Uniformity of gas-liquid two-phase flow in symmetrical parallelized branching microchannels

doi:10.11949/j.issn.0438-1157.20180576

Abstract

Abstract:

The uniformity of the gas-liquid two-phase flow and slug bubble in a symmetrical parallelized branching microchannel were studied by using a high-speed camera system. The glycerol-water solution containing 0.3% SDS and nitrogen were used as the liquid phase and the gas phase respectively. Two flow patterns of slug flow and bubble flow were observed, and a flow pattern and a flow pattern transition line composed of two-phase operation conditions were made. The results show that the non-uniformity of bubbles is caused by the hydrodynamics interaction between the two channels, the hydrodynamics feedback of the downstream channels, and the manufacturing differences of microchannels. With the increase of viscosity of the liquid phase, the uniformity of the bubbles becomes better. The bubble size distribution can be more uniform for high liquid flow rates and low gas pressures. The prediction models of bubble size in both microchannels were established based on the conservation principle of pressure drop and the gas-liquid two-phase flow resistance model.

Key words: microchannels, parallelization, multiphase flow, distributions, uniformity, feedback

摘要：

采用高速摄像系统研究了对称分支形并行微通道内气液两相流及弹状气泡均匀性规律。实验中分别采用含0.3% SDS的甘油-水溶液与氮气作为液相和气相。观察到弹状流和泡状流两种流型，作出了由两相操作条件构成的流型图及流型转变线。结果表明，气泡非均匀性主要由两微通道内流体之间的相互作用、下游通道中流体动力学的反馈作用以及通道制造误差造成。随液相黏度增大，气泡均匀性变好；在高液相流量以及低气相压力下操作，气泡尺寸分布更易达到均匀。基于压力降守恒原理和微通道内气液两相流阻力模型，构建了两通道中气泡尺寸的预测模型。

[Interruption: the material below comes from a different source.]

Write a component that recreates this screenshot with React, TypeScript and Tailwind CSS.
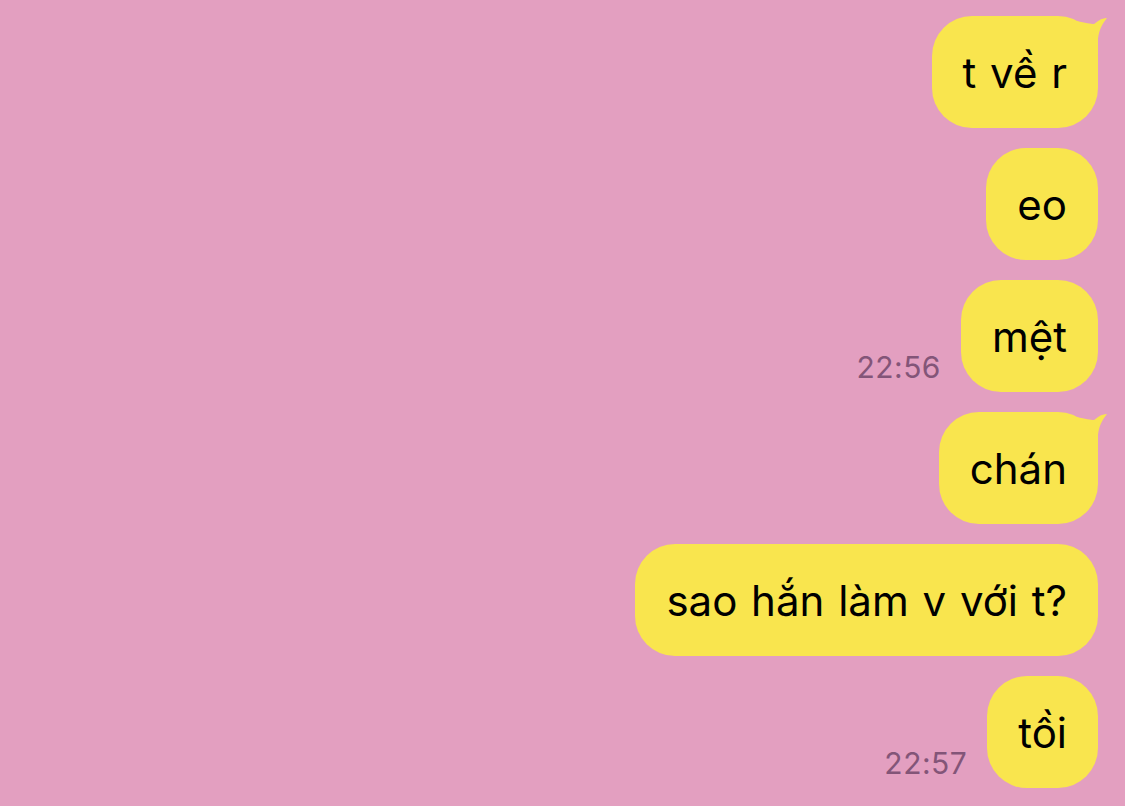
import React from "react";

type Msg = { text: string; time?: string; tail?: boolean };

const messages: Msg[] = [
  { text: "t về r", tail: true },
  { text: "eo" },
  { text: "mệt", time: "22:56" },
  { text: "chán", tail: true },
  { text: "sao hắn làm v với t?" },
  { text: "tồi", time: "22:57" },
];

const Tail = () => (
  <svg
    className="absolute -top-[1px] -right-[9px] w-[30px] h-[40px]"
    viewBox="0 0 30 40"
  >
    <path
      d="M0 6 C8 8 14 9 17 9 C20 7 24 3 30 3 C26 8 22 14 21 24 L21 40 L0 40 Z"
      fill="#f9e54e"
    />
  </svg>
);

const Bubble = ({ msg }: { msg: Msg }) => (
  <div className="flex items-end gap-[20px]">
    {msg.time && (
      <span className="mb-[7px] text-[30px] leading-[36px] tracking-[0.5px] text-[#835578]">
        {msg.time}
      </span>
    )}
    <div className="relative">
      {msg.tail && <Tail />}
      <div className="relative flex h-[112px] items-center rounded-[40px] bg-[#f9e54e] px-[31px] text-[42px] [word-spacing:2px] text-black">
        {msg.text}
      </div>
    </div>
  </div>
);

const App = () => {
  return (
    <div
      className="flex h-[806px] w-[1125px] flex-col items-end gap-[20px] overflow-hidden bg-[#e39fc0] pt-[16px] pr-[27px]"
      style={{ fontFamily: "Inter, 'Noto Sans', sans-serif" }}
    >
      {messages.map((m, i) => (
        <Bubble key={i} msg={m} />
      ))}
    </div>
  );
};

export default App;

关键词: 微通道, 并行放大, 多相流, 分布, 均匀性, 反馈

CLC Number:

TQ021.4

SHEN Qiuying, TAHIR Muhammad Faran, CUMBULA Armando José, FU Taotao, JIANG Shaokun, ZHU Chunying, MA Youguang. Uniformity of gas-liquid two-phase flow in symmetrical parallelized branching microchannels[J]. CIESC Journal, 2018, 69(11): 4640-4647.

沈秋颖, Tahir Muhammad Faran, Cumbula Armando José, 付涛涛, 姜韶堃, 朱春英, 马友光. 对称分支并行微通道中气液两相流的均匀性规律[J]. 化工学报, 2018, 69(11): 4640-4647.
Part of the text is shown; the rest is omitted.